** START Dataset section **

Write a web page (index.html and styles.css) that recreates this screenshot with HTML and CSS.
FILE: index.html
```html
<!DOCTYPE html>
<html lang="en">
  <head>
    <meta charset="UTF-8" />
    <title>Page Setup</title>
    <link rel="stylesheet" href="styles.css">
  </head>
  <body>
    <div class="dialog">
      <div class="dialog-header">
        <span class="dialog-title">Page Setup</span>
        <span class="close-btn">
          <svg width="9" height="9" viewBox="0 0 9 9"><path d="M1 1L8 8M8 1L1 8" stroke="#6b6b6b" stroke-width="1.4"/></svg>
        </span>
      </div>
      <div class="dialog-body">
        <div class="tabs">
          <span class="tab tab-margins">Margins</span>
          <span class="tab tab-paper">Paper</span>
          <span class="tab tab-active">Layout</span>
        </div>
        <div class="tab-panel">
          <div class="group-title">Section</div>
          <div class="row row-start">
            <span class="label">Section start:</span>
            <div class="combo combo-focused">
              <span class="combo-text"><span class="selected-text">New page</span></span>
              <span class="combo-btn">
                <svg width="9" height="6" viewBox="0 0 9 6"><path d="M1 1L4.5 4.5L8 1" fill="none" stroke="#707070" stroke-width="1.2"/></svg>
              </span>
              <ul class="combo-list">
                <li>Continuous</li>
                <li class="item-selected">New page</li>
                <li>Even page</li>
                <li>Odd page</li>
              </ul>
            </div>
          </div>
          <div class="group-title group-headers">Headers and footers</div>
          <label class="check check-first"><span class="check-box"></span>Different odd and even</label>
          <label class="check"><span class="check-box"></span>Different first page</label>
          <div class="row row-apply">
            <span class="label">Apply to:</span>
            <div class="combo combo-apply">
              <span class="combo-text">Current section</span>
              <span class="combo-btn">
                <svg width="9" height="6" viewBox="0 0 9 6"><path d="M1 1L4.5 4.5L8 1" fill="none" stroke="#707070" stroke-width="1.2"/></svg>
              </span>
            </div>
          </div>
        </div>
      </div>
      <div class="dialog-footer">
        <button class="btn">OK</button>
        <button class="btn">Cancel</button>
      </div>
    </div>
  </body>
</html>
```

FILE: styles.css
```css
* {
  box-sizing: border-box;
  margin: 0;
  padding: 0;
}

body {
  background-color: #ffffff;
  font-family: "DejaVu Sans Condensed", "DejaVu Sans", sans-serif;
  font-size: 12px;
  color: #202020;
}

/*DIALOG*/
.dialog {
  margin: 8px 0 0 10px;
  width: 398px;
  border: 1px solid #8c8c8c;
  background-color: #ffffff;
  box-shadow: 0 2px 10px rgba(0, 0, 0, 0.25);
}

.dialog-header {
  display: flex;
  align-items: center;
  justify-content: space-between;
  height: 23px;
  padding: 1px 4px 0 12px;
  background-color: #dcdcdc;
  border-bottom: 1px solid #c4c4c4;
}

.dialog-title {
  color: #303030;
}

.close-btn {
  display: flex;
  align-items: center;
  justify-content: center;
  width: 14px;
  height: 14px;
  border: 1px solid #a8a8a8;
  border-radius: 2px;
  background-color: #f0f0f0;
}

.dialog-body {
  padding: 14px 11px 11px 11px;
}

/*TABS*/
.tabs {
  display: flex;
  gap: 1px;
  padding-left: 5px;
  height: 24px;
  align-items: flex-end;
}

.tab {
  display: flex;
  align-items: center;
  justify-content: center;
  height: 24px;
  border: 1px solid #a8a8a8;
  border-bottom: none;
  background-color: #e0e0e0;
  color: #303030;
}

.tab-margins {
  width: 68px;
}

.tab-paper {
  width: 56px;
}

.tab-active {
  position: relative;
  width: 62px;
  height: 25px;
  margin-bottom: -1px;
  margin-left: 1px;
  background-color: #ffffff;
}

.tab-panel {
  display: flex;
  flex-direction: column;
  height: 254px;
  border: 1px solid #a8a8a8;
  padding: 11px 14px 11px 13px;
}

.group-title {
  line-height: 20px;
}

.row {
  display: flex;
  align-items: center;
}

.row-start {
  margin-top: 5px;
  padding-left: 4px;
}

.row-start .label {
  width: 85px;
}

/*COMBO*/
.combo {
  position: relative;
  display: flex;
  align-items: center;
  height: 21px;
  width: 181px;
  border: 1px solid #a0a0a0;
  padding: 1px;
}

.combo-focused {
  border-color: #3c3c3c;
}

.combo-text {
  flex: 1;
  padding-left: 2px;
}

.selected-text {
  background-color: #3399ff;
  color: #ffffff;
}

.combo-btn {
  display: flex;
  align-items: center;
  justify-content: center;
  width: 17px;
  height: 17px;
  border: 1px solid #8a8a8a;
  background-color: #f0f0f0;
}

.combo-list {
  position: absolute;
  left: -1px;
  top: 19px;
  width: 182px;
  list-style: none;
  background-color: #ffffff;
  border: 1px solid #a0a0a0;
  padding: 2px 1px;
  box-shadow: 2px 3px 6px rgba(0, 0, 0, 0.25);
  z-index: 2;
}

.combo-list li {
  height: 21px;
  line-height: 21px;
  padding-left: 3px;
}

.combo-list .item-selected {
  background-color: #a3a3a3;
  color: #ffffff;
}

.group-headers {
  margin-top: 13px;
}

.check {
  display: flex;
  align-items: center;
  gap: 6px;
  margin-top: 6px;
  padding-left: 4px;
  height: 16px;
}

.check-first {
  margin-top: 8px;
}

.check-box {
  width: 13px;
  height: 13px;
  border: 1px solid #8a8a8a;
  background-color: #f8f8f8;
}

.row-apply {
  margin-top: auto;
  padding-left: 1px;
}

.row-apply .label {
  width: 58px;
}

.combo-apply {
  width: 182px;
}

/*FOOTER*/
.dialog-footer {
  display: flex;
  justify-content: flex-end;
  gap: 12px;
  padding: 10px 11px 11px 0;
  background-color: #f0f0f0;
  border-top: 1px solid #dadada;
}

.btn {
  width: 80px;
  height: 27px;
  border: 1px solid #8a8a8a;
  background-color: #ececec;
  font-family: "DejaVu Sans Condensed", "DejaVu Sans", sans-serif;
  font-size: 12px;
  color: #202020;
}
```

** END Dataset section **

What is being asked ::
Locate the lines above that contain "index" and copy them.

Correct result ::
Write a web page (index.html and styles.css) that recreates this screenshot with HTML and CSS.
FILE: index.html
  z-index: 2;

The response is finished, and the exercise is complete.